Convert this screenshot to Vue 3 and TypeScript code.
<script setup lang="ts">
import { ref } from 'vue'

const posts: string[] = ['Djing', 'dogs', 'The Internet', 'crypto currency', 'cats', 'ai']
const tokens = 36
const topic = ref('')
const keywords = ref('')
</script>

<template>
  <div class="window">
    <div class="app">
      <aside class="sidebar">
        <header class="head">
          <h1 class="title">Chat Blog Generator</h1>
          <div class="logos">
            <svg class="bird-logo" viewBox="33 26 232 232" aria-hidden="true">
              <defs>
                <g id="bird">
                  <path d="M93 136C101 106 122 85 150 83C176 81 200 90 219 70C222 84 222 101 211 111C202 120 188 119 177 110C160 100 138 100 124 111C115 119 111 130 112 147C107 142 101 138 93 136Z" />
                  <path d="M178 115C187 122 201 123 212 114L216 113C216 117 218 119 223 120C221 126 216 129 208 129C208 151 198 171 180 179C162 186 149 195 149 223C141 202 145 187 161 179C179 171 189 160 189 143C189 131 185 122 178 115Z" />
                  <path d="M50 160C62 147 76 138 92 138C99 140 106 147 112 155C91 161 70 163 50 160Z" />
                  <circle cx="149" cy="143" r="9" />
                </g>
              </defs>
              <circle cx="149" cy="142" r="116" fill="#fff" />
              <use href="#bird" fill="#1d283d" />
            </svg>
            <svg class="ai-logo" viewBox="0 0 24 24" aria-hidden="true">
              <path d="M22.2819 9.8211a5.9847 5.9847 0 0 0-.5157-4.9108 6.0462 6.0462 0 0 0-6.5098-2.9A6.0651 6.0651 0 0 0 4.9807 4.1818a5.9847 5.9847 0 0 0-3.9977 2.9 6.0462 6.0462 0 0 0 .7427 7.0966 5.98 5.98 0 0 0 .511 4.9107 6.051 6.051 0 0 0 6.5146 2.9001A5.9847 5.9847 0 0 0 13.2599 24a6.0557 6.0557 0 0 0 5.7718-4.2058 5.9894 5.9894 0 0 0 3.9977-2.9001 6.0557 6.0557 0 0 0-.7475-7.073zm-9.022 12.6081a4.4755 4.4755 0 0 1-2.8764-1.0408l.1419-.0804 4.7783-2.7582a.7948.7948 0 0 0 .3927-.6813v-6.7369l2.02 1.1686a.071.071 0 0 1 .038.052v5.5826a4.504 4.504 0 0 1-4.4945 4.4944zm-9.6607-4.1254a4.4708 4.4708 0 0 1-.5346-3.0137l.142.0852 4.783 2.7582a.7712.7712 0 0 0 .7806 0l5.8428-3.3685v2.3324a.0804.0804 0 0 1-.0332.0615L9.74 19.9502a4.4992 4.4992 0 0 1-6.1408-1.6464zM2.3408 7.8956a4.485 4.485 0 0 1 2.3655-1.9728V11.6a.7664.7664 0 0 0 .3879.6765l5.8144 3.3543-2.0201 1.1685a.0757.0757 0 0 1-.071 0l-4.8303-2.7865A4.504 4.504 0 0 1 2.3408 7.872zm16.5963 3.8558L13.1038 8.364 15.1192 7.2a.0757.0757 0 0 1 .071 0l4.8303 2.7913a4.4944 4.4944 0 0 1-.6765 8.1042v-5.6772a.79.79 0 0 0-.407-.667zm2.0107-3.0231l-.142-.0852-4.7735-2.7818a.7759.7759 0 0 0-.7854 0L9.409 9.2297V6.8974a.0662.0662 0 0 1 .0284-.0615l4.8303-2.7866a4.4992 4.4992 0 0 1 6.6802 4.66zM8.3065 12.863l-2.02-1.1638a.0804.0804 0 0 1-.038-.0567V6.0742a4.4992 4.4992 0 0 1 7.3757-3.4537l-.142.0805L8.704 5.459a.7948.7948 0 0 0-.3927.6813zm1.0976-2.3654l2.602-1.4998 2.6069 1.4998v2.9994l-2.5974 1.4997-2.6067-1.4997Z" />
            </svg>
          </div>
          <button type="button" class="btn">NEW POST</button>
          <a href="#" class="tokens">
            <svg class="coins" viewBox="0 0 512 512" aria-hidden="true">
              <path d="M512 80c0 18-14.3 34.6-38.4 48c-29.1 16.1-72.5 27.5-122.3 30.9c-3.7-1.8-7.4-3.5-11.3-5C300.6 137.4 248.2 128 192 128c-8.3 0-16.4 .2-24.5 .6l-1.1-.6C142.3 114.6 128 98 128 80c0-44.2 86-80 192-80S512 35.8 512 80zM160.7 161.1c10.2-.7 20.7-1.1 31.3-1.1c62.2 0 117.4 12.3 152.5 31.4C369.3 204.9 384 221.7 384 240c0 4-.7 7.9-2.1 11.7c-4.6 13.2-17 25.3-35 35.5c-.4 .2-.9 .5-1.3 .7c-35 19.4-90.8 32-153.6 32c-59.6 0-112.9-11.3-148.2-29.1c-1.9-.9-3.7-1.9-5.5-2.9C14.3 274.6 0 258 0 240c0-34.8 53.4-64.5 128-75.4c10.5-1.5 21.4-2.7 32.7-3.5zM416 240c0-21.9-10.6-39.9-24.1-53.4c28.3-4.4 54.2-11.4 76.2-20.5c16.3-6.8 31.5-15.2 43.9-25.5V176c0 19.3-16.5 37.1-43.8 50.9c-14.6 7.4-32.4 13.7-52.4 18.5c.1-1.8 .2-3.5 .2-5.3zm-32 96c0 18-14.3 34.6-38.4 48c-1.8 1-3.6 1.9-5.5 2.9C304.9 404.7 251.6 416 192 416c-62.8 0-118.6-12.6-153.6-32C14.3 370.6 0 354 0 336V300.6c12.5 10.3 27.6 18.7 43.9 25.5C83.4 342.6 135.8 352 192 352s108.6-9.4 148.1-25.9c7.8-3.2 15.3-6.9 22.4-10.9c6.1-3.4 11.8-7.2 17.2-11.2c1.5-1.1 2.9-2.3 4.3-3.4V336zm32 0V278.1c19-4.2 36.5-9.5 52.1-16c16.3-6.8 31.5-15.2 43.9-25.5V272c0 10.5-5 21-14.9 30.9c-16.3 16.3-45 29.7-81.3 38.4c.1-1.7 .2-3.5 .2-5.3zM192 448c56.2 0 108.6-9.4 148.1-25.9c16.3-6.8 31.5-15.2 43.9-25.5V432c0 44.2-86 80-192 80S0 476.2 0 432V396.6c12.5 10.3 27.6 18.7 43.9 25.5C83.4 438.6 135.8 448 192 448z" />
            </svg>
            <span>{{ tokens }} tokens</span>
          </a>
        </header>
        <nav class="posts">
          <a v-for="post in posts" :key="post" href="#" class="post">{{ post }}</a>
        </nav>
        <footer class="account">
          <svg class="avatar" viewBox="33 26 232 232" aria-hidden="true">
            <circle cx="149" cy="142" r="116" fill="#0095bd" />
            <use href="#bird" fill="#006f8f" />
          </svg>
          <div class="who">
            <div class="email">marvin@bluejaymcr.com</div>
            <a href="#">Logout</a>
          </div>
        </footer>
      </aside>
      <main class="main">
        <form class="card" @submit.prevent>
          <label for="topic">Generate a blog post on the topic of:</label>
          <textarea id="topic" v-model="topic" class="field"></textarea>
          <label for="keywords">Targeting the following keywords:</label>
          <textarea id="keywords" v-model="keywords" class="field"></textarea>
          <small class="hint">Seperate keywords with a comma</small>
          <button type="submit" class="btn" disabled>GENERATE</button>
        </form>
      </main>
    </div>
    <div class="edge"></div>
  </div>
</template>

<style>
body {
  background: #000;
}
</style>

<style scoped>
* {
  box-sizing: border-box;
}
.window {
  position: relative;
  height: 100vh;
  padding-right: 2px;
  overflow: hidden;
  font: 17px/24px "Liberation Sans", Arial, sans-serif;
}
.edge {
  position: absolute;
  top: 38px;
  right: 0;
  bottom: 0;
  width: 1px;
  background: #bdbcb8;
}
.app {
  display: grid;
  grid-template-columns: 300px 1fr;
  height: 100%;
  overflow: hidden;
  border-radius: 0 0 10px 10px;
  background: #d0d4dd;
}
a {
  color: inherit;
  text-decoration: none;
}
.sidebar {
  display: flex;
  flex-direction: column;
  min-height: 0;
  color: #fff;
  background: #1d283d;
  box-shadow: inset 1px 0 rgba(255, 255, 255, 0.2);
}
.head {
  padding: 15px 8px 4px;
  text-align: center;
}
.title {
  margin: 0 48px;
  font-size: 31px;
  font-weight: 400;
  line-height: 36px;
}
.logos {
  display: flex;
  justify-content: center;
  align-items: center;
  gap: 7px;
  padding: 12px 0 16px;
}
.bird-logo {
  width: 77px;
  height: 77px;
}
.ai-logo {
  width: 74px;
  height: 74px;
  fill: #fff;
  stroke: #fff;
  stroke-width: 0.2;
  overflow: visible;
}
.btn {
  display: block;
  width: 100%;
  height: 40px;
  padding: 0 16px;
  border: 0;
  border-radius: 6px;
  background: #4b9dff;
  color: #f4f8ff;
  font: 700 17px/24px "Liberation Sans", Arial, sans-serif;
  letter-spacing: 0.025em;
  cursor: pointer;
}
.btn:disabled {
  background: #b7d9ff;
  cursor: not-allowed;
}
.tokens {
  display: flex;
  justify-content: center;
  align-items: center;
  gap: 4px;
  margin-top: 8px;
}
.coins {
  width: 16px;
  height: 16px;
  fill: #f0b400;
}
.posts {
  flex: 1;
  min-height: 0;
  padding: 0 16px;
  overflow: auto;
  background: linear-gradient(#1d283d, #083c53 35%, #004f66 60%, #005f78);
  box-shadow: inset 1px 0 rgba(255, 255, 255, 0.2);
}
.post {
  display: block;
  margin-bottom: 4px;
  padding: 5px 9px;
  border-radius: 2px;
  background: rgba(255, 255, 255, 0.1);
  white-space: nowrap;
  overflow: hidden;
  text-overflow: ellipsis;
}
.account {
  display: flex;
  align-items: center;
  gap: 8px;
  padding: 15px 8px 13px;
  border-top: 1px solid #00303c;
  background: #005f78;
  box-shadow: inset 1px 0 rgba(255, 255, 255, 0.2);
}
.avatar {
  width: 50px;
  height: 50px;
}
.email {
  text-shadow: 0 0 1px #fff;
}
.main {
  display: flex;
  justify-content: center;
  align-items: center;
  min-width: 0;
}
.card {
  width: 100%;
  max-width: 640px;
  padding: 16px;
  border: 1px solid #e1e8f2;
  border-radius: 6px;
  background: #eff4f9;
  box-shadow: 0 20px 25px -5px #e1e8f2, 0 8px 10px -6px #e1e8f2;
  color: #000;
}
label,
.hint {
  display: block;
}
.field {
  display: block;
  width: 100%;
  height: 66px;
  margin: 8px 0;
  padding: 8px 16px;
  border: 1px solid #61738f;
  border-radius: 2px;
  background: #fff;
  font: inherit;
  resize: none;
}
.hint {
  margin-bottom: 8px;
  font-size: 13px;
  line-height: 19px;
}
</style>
---
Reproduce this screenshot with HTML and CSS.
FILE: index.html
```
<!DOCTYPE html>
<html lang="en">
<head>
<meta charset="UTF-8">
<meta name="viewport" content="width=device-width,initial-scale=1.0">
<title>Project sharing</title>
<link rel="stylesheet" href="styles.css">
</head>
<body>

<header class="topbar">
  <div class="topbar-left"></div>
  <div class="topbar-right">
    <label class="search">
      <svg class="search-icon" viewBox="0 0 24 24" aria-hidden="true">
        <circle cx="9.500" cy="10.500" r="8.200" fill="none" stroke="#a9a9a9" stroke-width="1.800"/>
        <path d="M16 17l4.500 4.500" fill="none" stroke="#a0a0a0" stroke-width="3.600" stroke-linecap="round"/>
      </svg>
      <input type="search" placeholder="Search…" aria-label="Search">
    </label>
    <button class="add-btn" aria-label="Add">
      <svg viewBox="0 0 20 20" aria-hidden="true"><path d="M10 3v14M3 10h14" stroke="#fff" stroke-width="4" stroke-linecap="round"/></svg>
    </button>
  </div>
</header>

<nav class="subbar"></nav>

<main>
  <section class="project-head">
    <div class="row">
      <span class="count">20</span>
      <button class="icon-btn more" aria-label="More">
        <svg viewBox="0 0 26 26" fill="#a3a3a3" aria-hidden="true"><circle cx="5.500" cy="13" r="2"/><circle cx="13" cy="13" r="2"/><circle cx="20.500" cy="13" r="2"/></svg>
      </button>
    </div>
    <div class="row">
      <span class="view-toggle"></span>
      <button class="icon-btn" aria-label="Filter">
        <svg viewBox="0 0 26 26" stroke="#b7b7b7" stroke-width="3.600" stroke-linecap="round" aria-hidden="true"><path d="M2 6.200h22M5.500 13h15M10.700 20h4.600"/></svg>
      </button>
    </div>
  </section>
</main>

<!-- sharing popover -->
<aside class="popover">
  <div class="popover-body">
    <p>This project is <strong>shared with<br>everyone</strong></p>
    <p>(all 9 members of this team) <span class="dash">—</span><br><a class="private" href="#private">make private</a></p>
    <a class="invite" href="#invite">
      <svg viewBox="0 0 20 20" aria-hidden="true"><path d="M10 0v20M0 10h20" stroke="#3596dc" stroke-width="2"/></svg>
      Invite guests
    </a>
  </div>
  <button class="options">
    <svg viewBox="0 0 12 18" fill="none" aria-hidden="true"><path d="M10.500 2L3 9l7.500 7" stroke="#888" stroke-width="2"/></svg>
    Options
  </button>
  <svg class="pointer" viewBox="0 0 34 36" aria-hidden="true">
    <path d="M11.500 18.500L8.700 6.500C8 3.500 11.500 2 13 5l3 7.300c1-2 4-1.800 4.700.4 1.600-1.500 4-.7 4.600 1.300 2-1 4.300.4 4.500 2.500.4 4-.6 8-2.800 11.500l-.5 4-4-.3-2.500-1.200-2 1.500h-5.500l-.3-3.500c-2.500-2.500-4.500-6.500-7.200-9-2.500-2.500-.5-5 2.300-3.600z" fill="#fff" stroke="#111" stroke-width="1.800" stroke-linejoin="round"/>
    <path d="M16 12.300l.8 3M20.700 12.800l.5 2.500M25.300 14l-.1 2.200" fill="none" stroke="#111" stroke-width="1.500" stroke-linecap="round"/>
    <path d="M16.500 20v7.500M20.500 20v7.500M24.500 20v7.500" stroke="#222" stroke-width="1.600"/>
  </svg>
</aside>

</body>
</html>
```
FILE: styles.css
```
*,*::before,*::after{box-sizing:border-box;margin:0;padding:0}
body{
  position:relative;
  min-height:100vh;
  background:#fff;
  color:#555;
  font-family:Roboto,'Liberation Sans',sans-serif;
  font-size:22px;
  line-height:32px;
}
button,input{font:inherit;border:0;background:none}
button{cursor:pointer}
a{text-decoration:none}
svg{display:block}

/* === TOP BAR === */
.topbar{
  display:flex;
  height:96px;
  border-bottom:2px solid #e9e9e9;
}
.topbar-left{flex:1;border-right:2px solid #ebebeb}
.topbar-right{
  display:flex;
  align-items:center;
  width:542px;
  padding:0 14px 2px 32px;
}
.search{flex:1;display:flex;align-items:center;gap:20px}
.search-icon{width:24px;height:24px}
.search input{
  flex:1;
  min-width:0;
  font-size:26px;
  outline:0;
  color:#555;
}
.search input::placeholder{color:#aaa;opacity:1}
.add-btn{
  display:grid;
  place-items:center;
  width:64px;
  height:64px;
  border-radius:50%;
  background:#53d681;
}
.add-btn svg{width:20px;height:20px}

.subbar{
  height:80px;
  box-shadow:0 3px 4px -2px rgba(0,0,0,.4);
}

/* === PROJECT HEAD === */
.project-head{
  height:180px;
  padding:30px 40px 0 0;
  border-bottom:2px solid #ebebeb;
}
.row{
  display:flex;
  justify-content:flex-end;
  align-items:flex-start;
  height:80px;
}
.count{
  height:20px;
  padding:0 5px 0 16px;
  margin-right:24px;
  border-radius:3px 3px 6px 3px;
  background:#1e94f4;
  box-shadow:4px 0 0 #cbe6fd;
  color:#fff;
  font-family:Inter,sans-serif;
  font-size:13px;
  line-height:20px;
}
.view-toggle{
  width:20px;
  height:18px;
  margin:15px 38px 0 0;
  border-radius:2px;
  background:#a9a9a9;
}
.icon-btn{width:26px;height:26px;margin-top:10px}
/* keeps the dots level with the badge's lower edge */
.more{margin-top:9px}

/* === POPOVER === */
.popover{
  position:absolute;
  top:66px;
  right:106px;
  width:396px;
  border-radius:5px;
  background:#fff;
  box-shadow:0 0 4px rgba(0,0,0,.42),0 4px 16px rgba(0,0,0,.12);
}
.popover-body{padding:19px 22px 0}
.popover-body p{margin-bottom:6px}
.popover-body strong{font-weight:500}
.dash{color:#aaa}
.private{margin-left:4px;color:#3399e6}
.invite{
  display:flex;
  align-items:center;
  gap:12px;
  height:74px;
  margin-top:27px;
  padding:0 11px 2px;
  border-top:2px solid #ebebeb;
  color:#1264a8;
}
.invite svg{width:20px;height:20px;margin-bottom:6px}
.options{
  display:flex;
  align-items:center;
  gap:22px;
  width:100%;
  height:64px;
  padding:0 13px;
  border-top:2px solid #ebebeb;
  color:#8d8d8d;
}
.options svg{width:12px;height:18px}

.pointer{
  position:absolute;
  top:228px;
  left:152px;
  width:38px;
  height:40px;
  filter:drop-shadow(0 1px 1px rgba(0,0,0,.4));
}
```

WRITTEN EXERCISE: From the records given above, copy all lines containing "screenshot".

EXERCISE SOLUTION:
Convert this screenshot to Vue 3 and TypeScript code.
Reproduce this screenshot with HTML and CSS.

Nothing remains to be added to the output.